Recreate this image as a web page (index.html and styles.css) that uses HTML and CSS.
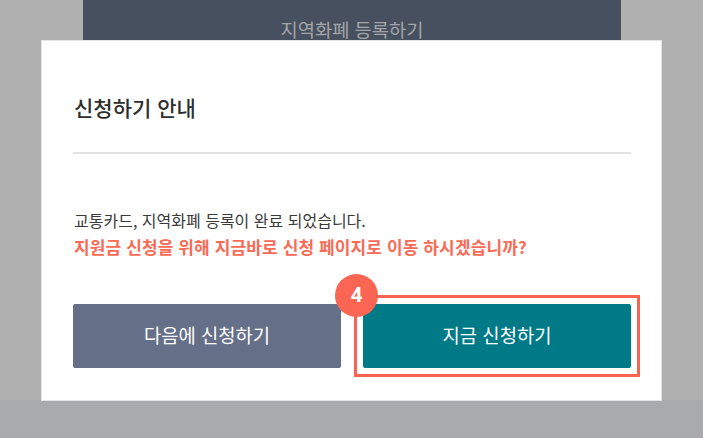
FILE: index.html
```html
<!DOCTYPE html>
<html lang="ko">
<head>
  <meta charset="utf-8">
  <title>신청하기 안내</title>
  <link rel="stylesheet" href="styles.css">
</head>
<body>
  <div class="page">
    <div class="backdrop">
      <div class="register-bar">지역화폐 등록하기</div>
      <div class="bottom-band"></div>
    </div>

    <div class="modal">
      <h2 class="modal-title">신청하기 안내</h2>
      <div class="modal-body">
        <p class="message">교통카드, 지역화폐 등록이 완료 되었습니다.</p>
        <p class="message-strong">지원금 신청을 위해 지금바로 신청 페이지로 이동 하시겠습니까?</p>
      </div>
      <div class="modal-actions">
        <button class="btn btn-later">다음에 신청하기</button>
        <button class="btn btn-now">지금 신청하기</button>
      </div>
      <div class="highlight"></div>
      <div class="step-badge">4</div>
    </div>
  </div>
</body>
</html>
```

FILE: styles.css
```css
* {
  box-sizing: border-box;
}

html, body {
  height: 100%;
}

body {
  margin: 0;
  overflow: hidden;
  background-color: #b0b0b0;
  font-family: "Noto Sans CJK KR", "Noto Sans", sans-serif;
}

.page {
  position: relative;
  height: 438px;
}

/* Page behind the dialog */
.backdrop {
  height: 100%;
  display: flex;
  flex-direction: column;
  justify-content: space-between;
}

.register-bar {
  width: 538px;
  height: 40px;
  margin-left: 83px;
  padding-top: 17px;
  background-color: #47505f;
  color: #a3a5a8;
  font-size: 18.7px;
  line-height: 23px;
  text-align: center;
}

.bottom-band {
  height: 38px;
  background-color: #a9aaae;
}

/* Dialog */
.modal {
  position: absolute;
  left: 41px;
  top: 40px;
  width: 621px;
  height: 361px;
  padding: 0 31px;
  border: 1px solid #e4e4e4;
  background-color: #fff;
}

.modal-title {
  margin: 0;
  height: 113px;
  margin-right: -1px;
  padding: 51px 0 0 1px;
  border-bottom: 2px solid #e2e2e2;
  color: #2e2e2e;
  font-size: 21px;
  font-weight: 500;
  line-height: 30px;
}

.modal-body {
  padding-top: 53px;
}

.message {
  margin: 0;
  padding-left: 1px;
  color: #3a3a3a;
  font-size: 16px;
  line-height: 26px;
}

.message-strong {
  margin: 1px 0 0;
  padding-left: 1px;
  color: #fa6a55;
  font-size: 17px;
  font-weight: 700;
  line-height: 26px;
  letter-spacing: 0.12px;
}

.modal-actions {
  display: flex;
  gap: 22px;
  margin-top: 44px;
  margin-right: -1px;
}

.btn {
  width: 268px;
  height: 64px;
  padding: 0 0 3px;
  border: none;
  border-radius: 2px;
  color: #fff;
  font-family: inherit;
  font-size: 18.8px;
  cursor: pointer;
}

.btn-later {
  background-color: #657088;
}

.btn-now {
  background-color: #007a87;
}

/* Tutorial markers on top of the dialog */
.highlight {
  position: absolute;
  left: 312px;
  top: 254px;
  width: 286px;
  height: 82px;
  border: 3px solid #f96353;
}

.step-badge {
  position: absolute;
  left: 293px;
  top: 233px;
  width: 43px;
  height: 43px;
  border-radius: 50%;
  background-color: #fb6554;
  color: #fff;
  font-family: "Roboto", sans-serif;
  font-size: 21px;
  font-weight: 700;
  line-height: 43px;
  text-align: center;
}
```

============

▶ [EXERCISE INSTRUCTIONS]: Select every line of the material above holding the word "index" and copy it.

▶ [WORKED SOLUTION]:
Recreate this image as a web page (index.html and styles.css) that uses HTML and CSS.
FILE: index.html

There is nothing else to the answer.